India has also raised the individual investment cap for NRIs in listed Indian companies to 10% from 5%, with the aggregate limit for such investors increased to 24%. Those steps sit alongside the FPI PAN application changes as part of a broader effort to reduce paperwork tied to foreign capital and overseas Indian investment.
The timing comes as foreign flows remain under pressure. As of May 17, 2026, FPIs had pulled out an estimated ₹2.2 lakh crore from Indian equities since the start of the year amid global volatility and domestic procedural friction.
PAN has long operated as a gatekeeping document in India’s financial system, which makes even technical rule changes consequential for market entry.

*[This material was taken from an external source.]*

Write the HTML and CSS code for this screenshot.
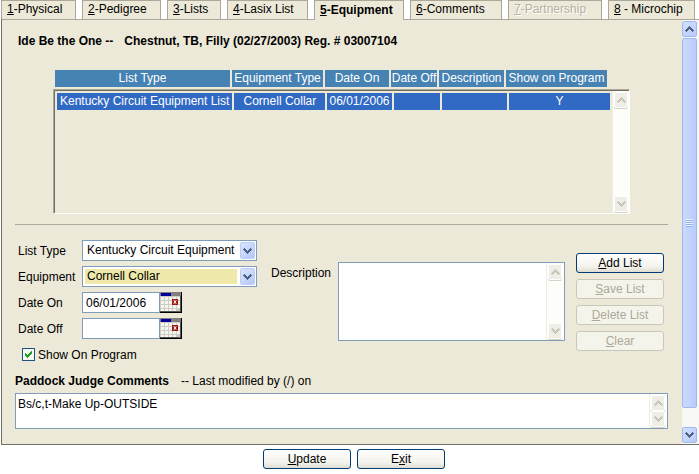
FILE: index.html
```html
<!DOCTYPE html>
<html lang="en">
<head>
<meta charset="utf-8">
<title>Equipment</title>
<meta name="viewport" content="width=device-width, initial-scale=1">
<link rel="stylesheet" href="styles.css">
</head>
<body>
<svg class="defs" aria-hidden="true">
  <symbol id="up" viewBox="0 0 9 6"><path d="M4 0h1v1h-1zM3 1h3v1h-3zM2 2h5v1h-5zM1 3h3v1h-3zM5 3h3v1h-3zM0 4h3v1h-3zM6 4h3v1h-3zM1 5h1v1h-1zM7 5h1v1h-1z"/></symbol>
  <symbol id="down" viewBox="0 0 9 6"><path d="M1 0h1v1h-1zM7 0h1v1h-1zM0 1h3v1h-3zM6 1h3v1h-3zM1 2h3v1h-3zM5 2h3v1h-3zM2 3h5v1h-5zM3 4h3v1h-3zM4 5h1v1h-1z"/></symbol>
  <symbol id="calendar" viewBox="0 0 22 21">
    <path fill="#000" d="M0 0h22v21H0z"/>
    <path fill="#cfccc4" d="M0 0h20v19H0z"/>
    <path fill="#808080" d="M0 0h21v4H0z"/>
    <path fill="#00009c" d="M1 1h10v3H1z"/>
    <path fill="#f6f5f0" d="M1 5h3v3H1zM5 5h3v3H5zM9 5h3v3H9zM13 5h3v3h-3zM17 5h3v3h-3zM1 9h3v3H1zM5 9h3v3H5zM9 9h3v3H9zM17 9h3v3h-3zM1 13h3v3H1zM5 13h3v3H5zM9 13h3v3H9zM13 13h3v3h-3zM17 13h3v3h-3zM1 17h3v2H1zM5 17h3v2H5zM9 17h3v2H9zM13 17h3v2h-3z"/>
    <path fill="#a01818" d="M12 7h6v6h-6z"/>
    <path fill="#f4e6e0" d="M14 9h2v2h-2z"/>
    <path fill="#c86a60" d="M13 8h4v1h-4zM13 11h4v1h-4z"/>
    <path fill="#555" d="M20 4h1v16H0v-1h20z"/>
  </symbol>
</svg>

<nav class="tabs">
  <a class="tab" href="#physical"><u>1</u>-Physical</a>
  <a class="tab" href="#pedigree"><u>2</u>-Pedigree</a>
  <a class="tab" href="#lists"><u>3</u>-Lists</a>
  <a class="tab" href="#lasix"><u>4</u>-Lasix List</a>
  <a class="tab active" href="#equipment" aria-current="page"><u>5</u>-Equipment</a>
  <a class="tab" href="#comments"><u>6</u>-Comments</a>
  <a class="tab disabled" aria-disabled="true"><u>7</u>-Partnership</a>
  <a class="tab" href="#microchip"><u>8</u> - Microchip</a>
</nav>

<main class="panel">
  <div class="content">
    <h1 class="title"><span>Ide Be the One --</span><span>Chestnut, TB, Filly (02/27/2003) Reg. # 03007104</span></h1>

    <section class="list">
      <table class="grid">
        <colgroup><col class="c1"><col class="c2"><col class="c3"><col class="c4"><col class="c5"><col class="c6"></colgroup>
        <thead><tr><th>List Type</th><th>Equipment Type</th><th>Date On</th><th>Date Off</th><th>Description</th><th>Show on Program</th></tr></thead>
      </table>
      <div class="listbox">
        <table class="grid">
          <colgroup><col class="c1"><col class="c2"><col class="c3"><col class="c4"><col class="c5"><col class="c6"></colgroup>
          <tbody><tr><td>Kentucky Circuit Equipment List</td><td>Cornell Collar</td><td>06/01/2006</td><td></td><td></td><td>Y</td></tr></tbody>
        </table>
        <div class="bar" aria-hidden="true"><span class="knob"><svg><use href="#up"/></svg></span><span class="knob"><svg><use href="#down"/></svg></span></div>
      </div>
    </section>

    <hr class="rule">

    <form class="form">
      <div class="fields">
        <label for="type">List Type</label>
        <div class="combo">
          <select id="type"><option>Kentucky Circuit Equipment</option></select>
          <span class="drop"><svg><use href="#down"/></svg></span>
        </div>
        <label for="equip">Equipment</label>
        <div class="combo focused">
          <select id="equip"><option>Cornell Collar</option></select>
          <span class="drop"><svg><use href="#down"/></svg></span>
        </div>
        <label for="on">Date On</label>
        <div class="date"><input id="on" type="text" value="06/01/2006"><button type="button" class="pick" aria-label="Pick date on"><svg><use href="#calendar"/></svg></button></div>
        <label for="off">Date Off</label>
        <div class="date"><input id="off" type="text"><button type="button" class="pick" aria-label="Pick date off"><svg><use href="#calendar"/></svg></button></div>
        <div class="check">
          <span class="tick"><input id="show" type="checkbox" checked><svg viewBox="0 0 7 7"><path d="M0 2h1v1h1v1h1v-1h1v-1h1v-1h1v-1h1v3h-1v1h-1v1h-1v1h-1v1h-1v-1h-1v-1h-1z"/></svg></span>
          <label for="show">Show On Program</label>
        </div>
      </div>
      <div class="describe">
        <label for="desc">Description</label>
        <div class="memo tall">
          <textarea id="desc"></textarea>
          <div class="bar" aria-hidden="true"><span class="knob"><svg><use href="#up"/></svg></span><span class="knob"><svg><use href="#down"/></svg></span></div>
        </div>
      </div>
      <div class="actions">
        <button type="button" class="btn"><u>A</u>dd List</button>
        <button type="button" class="btn" disabled><u>S</u>ave List</button>
        <button type="button" class="btn" disabled><u>D</u>elete List</button>
        <button type="button" class="btn" disabled><u>C</u>lear</button>
      </div>
    </form>

    <section class="comments">
      <div class="caption"><label for="judge">Paddock Judge Comments</label><span>-- Last modified by (/) on</span></div>
      <div class="memo">
        <textarea id="judge">Bs/c,t-Make Up-OUTSIDE</textarea>
        <div class="bar" aria-hidden="true"><span class="knob"><svg><use href="#up"/></svg></span><span class="knob"><svg><use href="#down"/></svg></span></div>
      </div>
    </section>
  </div>

  <div class="scroll" aria-hidden="true">
    <span class="end"><svg><use href="#up"/></svg></span>
    <span class="thumb"><i></i></span>
    <span class="end"><svg><use href="#down"/></svg></span>
  </div>
</main>

<footer class="footer">
  <button type="button" class="btn"><u>U</u>pdate</button>
  <button type="button" class="btn">E<u>x</u>it</button>
</footer>
</body>
</html>
```
FILE: styles.css
```css
* { box-sizing: border-box; }

body {
  margin: 0;
  background: #fff;
  color: #000;
  font: 12px/16px "Liberation Sans", Arial, sans-serif;
}

svg { display: block; width: 9px; height: 6px; fill: currentColor; shape-rendering: crispEdges; }
.defs { position: absolute; width: 0; height: 0; }
button, input, select, textarea { font: inherit; color: inherit; margin: 0; }
u { text-underline-offset: 1px; }

/* Tabs */
.tabs {
  display: grid;
  grid-template-columns: 75fr 79fr 54fr 81fr 90fr 92fr 94fr 87fr;
  gap: 6px;
  padding: 0 4px 0 1px;
}
.tab {
  height: 19px;
  padding: 0 0 0 5px;
  background: #ece9d8;
  border: 1px solid #aca899;
  border-bottom: 0;
  color: #000;
  text-decoration: none;
  white-space: nowrap;
}
.tab.active {
  position: relative;
  height: 20px;
  margin-bottom: -1px;
  padding-top: 1px;
  font-weight: bold;
}
.tab.disabled { color: #b5b2a3; text-shadow: 1px 1px #fff; }

/* Panel */
.panel {
  display: flex;
  margin-left: 1px;
  background: #ece9d8;
  border: solid #716f64;
  border-width: 1px 0 1px 1px;
  border-top-color: #aca899;
}
.content { flex: 1; min-width: 0; padding: 13px 14px 15px 13px; }

.title { display: flex; gap: 11px; margin: 0 0 19px 3px; font-size: 12px; line-height: 16px; }

/* Equipment list */
.list { margin: 0 38px; }
.grid {
  width: calc(100% - 21px);
  table-layout: fixed;
  border-spacing: 2px;
  color: #fff;
}
.listbox .grid { width: 100%; }
.grid th, .grid td {
  height: 17px;
  padding: 0;
  font-weight: normal;
  line-height: 17px;
  text-align: center;
  white-space: nowrap;
}
.grid th { background: #4682b4; }
.grid td { background: #316ac5; }
.c1 { width: 175px; }
.c2 { width: 91px; }
.c3 { width: 64px; }
.c4 { width: 46px; }
.c5 { width: 65px; }
.c6 { width: 101px; }
.listbox {
  display: flex;
  align-items: flex-start;
  min-height: 125px;
  padding: 1px 0 0 1px;
  border: 1px solid;
  border-color: #aca899 #fff #fff #aca899;
  box-shadow: inset 1px 1px #716f64;
}
.listbox .bar { align-self: stretch; }

/* Inactive scroll bars */
.bar {
  display: flex;
  flex: none;
  flex-direction: column;
  justify-content: space-between;
  width: 17px;
  padding: 1px;
  background: #fdfdfa;
  border-left: 1px solid #eeede5;
}
.knob {
  display: grid;
  place-items: center;
  height: 16px;
  background: #efeee6;
  border: 1px solid #fff;
  border-radius: 2px;
  box-shadow: 0 1px #d5d3c4;
  color: #c9c7ba;
}

.rule { height: 1px; margin: 10px 0 15px; border: 0; background: #aca899; }

/* Entry form */
.form { display: flex; padding: 0 4px 0 3px; }
.fields {
  display: grid;
  grid-template-columns: 64px 175px;
  grid-auto-rows: 21px;
  gap: 5px 0;
  align-items: center;
}
.fields label, .describe label { white-space: nowrap; }

.combo { position: relative; height: 21px; padding: 2px; background: #fff; border: 1px solid #7f9db9; }
.combo select {
  display: block;
  appearance: none;
  width: 152px;
  height: 15px;
  padding: 0 0 0 2px;
  background: #fff;
  border: 0;
  outline: 0;
  line-height: 15px;
}
.combo.focused select { background: #eee8aa; }
.drop {
  position: absolute;
  top: 1px;
  right: 1px;
  display: grid;
  place-items: center;
  width: 15px;
  height: 17px;
  background: linear-gradient(135deg, #dbe5ff, #b3c8f8);
  border: 1px solid #bccdf5;
  border-radius: 2px;
  color: #4d6185;
  pointer-events: none;
}

.date { display: flex; }
.date input { width: 78px; height: 21px; padding: 0 3px; background: #fff; border: 1px solid #7f9db9; }
.pick { width: 22px; height: 21px; padding: 0; background: none; border: 0; }
.pick svg { width: 22px; height: 21px; }

.check { display: flex; grid-column: 1 / -1; gap: 3px; align-items: center; padding-left: 4px; }
.tick { position: relative; width: 13px; height: 13px; }
.tick input { display: block; appearance: none; width: 13px; height: 13px; background: #f6f6f2; border: 1px solid #1d5281; }
.tick svg { position: absolute; top: 3px; left: 3px; width: 7px; height: 7px; color: #21a121; pointer-events: none; visibility: hidden; }
.tick input:checked + svg { visibility: visible; }

.describe { display: flex; flex: 1; gap: 4px; align-items: flex-start; margin: 22px 11px 0 14px; }
.describe label { width: 63px; padding-top: 3px; }
.memo { display: flex; flex: 1; height: 36px; padding-right: 1px; background: #fff; border: 1px solid #7f9db9; }
.memo.tall { height: 79px; }
.memo textarea { flex: 1; min-width: 0; padding: 2px; background: none; border: 0; outline: 0; resize: none; overflow: hidden; }

.actions { display: flex; flex-direction: column; gap: 6px; margin-top: 13px; }
.btn {
  width: 88px;
  height: 20px;
  padding: 0;
  background: linear-gradient(#fff, #f3f2ec 70%, #dfdcd0);
  border: 1px solid #003c74;
  border-radius: 3px;
  line-height: 16px;
}
.btn:disabled { background: #f5f4ea; border-color: #c9c7ba; color: #aca899; }

/* Comments */
.comments { margin-top: 8px; }
.caption { display: flex; gap: 12px; margin-bottom: 4px; }
.caption label { font-weight: bold; }

/* Panel scroll bar */
.scroll {
  display: flex;
  flex: none;
  flex-direction: column;
  gap: 1px;
  width: 17px;
  padding: 1px 2px 1px 0;
  background: #f8f8f4;
}
.end {
  display: grid;
  place-items: center;
  height: 16px;
  background: linear-gradient(135deg, #d3e0ff, #b7cbfa);
  border: 1px solid #9fb8f0;
  border-radius: 2px;
  color: #4d6185;
}
.thumb {
  display: grid;
  flex: 1;
  place-items: center;
  margin-bottom: 18px;
  background: linear-gradient(90deg, #cbdaff, #b9cbfa);
  border: 1px solid #9fb8f0;
  border-radius: 2px;
}
.thumb i { width: 7px; height: 8px; background: repeating-linear-gradient(#eef4ff 0 1px, #8cb0f8 1px 2px); }

.footer { display: flex; gap: 6px; justify-content: center; padding: 4px 0 4px 9px; }
```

By allowing the authorised signatory already listed in the CAF, accepting placeholder TIN information, permitting landline contacts and allowing FPI registration numbers in place of missing identity details, regulators have tried to make the system workable for legitimate overseas investors without altering core compliance obligations.
The changes also align with the transition to the Income Tax Act 2025, which replaced the 1961 Act effective April 1, 2026. That legislative shift brought new documentation requirements, and the latest SEBI-CBDT clarification narrows the gap between those rules and the way foreign institutions actually operate.
For Foreign Portfolio Investors, the immediate effect is administrative: less duplication in the PAN application, fewer dead ends in form fields and faster progress through onboarding. PAN remains essential, but regulators have now accepted that global funds do not always carry Indian-style identity markers, and India’s market entry process will have to account for that reality.